Set problem:
Return each line of the records holding the string "React".

Data for processing:

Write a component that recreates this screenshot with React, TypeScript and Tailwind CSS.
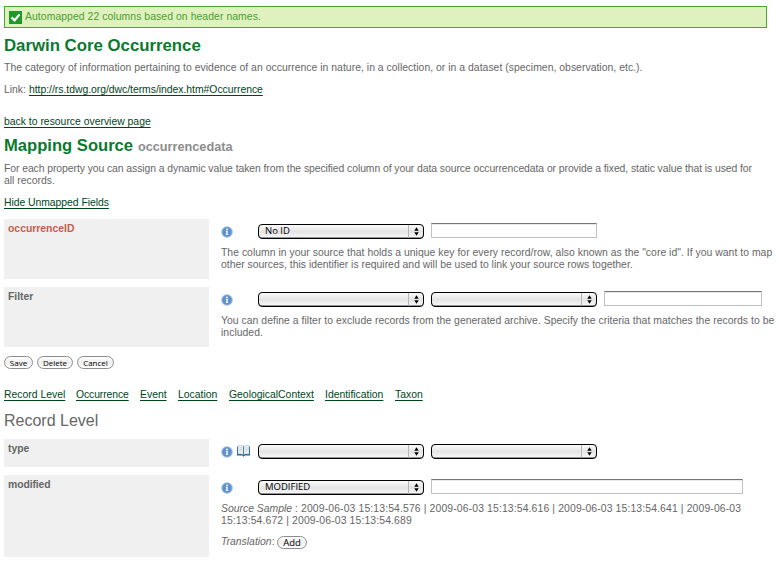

---

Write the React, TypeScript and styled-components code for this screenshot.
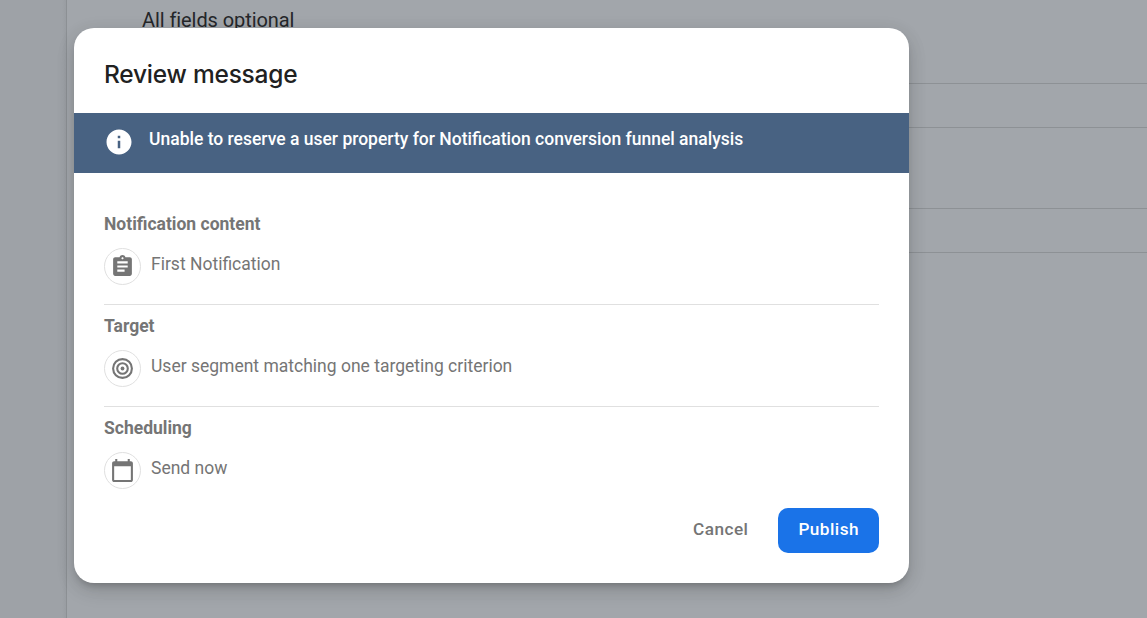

* * *

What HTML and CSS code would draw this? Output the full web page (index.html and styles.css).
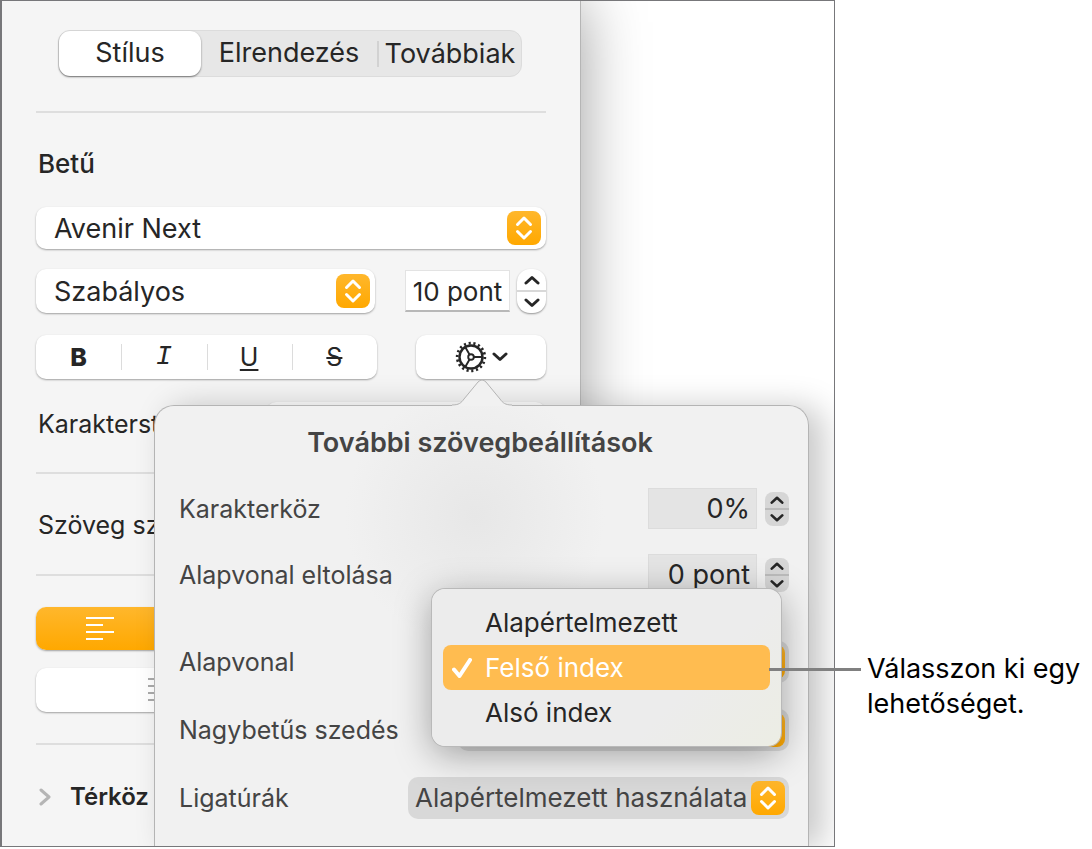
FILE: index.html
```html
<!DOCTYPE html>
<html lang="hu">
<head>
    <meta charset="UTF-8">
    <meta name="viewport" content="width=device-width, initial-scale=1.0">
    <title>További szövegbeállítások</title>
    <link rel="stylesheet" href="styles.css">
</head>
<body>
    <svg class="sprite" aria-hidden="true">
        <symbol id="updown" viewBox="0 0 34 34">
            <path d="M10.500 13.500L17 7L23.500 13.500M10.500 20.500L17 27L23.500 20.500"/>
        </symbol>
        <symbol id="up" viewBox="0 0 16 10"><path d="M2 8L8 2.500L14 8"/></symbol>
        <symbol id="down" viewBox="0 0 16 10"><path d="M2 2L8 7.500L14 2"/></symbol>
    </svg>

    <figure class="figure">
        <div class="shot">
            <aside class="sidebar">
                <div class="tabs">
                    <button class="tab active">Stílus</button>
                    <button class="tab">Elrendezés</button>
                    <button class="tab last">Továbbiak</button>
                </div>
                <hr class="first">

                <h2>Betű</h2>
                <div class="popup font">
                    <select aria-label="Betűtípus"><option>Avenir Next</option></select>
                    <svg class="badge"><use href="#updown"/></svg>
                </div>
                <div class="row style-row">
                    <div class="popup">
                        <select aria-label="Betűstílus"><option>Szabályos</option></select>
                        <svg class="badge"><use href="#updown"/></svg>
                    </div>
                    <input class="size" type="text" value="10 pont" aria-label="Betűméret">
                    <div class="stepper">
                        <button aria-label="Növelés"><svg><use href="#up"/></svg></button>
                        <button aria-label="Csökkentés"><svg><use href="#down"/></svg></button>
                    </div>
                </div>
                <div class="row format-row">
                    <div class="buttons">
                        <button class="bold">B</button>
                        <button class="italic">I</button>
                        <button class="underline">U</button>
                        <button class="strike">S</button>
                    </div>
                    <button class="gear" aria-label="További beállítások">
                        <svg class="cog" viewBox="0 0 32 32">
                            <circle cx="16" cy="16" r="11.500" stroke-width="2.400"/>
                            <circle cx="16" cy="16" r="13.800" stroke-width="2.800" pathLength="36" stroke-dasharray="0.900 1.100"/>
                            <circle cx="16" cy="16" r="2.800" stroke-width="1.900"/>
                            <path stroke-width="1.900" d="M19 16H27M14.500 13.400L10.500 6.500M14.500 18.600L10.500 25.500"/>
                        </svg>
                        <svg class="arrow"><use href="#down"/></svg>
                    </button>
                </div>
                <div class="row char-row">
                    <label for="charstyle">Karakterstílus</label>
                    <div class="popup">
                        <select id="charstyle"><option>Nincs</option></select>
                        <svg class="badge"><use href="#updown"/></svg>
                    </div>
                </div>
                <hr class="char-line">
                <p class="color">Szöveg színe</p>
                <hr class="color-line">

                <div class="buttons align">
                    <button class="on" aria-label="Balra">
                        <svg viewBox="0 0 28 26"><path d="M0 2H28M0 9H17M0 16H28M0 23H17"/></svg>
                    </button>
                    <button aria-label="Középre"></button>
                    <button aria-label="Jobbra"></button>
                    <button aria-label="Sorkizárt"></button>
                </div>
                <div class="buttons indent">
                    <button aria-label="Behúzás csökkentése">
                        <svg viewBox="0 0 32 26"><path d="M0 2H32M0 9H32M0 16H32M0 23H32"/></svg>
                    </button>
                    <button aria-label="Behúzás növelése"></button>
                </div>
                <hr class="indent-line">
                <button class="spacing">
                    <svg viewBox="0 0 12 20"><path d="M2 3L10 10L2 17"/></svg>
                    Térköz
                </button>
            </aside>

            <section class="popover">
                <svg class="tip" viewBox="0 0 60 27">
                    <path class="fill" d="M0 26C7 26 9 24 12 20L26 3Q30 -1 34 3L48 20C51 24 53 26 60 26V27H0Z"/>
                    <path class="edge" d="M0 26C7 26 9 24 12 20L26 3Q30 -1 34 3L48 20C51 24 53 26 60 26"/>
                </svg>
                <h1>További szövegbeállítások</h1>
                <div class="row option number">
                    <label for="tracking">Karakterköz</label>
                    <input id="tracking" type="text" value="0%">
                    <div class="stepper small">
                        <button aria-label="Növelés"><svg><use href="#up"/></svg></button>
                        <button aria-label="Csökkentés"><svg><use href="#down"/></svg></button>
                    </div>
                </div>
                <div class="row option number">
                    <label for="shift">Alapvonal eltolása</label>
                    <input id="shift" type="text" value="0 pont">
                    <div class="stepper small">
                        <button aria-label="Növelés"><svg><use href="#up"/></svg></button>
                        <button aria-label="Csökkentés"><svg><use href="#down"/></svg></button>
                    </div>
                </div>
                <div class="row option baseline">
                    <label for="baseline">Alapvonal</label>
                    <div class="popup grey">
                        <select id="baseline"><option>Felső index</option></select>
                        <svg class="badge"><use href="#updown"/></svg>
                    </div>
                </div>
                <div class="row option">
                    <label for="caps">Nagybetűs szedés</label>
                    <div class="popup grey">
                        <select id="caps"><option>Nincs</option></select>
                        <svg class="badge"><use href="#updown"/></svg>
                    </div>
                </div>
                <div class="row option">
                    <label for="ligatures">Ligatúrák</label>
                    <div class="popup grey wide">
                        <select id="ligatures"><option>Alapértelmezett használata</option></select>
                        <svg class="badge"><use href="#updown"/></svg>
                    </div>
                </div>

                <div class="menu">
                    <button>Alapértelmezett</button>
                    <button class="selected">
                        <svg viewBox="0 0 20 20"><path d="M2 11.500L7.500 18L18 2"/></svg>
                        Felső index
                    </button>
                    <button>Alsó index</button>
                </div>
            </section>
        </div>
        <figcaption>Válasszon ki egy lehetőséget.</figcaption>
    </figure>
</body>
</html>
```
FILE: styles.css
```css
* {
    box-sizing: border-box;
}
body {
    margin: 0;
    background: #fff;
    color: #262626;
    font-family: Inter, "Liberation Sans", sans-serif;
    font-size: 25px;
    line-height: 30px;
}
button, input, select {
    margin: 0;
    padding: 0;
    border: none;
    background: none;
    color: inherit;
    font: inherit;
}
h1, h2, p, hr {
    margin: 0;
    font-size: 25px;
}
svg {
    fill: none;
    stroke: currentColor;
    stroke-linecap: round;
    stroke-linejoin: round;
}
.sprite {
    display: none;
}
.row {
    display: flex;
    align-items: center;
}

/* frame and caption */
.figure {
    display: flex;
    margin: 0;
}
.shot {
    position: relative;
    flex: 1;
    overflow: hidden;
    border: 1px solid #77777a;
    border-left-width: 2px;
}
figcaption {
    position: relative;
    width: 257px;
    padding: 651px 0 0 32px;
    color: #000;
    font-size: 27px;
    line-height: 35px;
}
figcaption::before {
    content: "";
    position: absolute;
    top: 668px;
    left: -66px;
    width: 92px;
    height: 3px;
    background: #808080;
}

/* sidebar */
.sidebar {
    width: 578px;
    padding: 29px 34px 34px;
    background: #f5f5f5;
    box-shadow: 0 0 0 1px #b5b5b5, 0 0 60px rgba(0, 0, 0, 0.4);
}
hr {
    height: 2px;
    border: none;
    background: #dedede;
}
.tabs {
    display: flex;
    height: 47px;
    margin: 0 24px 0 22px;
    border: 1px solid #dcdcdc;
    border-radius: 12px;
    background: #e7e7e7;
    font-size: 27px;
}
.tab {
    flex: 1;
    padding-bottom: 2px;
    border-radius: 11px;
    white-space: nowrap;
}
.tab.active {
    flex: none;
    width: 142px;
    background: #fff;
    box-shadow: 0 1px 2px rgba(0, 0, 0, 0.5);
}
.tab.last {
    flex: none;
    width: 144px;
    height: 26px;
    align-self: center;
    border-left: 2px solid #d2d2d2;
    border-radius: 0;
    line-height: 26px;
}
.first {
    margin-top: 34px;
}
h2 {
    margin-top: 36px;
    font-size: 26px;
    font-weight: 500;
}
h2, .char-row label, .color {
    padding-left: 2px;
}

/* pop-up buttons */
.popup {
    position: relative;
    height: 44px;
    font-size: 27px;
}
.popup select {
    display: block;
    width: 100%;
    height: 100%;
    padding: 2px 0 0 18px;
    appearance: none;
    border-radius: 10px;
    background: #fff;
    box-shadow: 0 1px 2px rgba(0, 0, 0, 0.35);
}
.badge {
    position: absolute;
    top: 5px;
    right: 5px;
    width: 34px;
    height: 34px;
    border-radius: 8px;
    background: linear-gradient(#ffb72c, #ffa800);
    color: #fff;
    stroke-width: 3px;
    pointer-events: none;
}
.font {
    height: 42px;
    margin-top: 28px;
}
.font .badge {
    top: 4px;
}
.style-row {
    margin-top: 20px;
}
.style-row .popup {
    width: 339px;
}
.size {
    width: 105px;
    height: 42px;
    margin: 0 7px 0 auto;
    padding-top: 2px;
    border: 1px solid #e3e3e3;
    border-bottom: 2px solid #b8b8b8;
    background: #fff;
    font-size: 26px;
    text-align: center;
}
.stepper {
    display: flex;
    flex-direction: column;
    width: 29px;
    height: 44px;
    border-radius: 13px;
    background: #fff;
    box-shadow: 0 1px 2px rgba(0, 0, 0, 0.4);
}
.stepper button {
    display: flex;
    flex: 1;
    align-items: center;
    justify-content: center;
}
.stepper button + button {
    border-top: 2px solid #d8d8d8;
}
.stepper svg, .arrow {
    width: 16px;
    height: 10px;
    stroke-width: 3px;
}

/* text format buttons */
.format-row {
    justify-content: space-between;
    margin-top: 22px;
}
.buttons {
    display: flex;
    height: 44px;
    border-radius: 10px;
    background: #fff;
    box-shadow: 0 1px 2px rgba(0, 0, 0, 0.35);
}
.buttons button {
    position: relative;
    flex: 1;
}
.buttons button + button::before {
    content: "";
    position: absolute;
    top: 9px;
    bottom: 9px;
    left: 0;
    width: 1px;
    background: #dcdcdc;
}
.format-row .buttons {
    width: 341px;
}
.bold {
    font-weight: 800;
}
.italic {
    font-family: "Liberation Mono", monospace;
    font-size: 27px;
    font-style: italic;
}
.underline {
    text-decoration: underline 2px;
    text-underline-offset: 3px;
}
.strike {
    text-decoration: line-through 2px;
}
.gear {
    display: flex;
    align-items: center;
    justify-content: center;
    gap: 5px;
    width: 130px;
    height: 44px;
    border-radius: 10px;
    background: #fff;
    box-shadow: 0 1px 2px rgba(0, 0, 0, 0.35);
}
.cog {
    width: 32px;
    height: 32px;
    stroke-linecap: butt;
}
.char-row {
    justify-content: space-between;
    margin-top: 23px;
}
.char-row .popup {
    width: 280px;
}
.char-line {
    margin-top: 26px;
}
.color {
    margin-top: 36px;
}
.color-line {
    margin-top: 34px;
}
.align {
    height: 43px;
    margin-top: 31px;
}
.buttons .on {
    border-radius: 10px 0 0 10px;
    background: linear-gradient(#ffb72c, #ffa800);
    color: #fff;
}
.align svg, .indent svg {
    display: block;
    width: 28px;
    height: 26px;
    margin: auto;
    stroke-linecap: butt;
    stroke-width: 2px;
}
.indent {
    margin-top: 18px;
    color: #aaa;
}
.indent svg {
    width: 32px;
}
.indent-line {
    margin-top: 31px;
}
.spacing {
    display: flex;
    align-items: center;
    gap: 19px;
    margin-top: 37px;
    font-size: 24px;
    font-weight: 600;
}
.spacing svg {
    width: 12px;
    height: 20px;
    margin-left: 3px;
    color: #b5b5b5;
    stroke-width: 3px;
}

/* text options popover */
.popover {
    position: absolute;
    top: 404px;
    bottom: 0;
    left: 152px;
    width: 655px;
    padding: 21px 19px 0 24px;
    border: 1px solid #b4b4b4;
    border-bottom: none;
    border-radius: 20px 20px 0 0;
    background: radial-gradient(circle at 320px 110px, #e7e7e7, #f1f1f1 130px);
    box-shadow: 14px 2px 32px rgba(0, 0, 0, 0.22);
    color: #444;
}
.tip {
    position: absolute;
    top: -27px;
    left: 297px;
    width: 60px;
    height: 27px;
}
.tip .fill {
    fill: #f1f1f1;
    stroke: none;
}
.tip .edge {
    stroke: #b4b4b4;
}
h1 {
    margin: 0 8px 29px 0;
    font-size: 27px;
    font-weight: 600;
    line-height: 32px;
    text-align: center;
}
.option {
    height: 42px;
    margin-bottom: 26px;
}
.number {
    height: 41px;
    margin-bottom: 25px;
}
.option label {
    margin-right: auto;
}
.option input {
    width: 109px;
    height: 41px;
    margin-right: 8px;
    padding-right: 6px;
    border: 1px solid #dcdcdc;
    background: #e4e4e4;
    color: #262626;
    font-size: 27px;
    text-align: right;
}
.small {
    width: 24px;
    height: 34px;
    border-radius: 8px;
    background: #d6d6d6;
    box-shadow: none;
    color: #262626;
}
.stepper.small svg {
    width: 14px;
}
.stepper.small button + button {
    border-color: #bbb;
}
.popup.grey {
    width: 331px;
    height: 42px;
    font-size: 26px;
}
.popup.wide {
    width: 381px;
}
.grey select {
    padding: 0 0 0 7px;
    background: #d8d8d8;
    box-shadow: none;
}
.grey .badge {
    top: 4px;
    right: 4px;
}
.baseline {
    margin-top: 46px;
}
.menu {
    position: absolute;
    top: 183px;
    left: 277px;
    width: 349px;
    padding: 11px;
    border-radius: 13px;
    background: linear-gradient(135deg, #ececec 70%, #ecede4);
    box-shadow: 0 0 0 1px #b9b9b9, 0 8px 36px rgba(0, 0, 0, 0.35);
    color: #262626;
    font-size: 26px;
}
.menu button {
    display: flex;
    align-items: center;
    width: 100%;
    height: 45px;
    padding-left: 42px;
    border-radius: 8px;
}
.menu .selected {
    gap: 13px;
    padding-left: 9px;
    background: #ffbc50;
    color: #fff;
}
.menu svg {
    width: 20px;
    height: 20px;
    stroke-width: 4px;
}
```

Complete output:
Write a component that recreates this screenshot with React, TypeScript and Tailwind CSS.
Write the React, TypeScript and styled-components code for this screenshot.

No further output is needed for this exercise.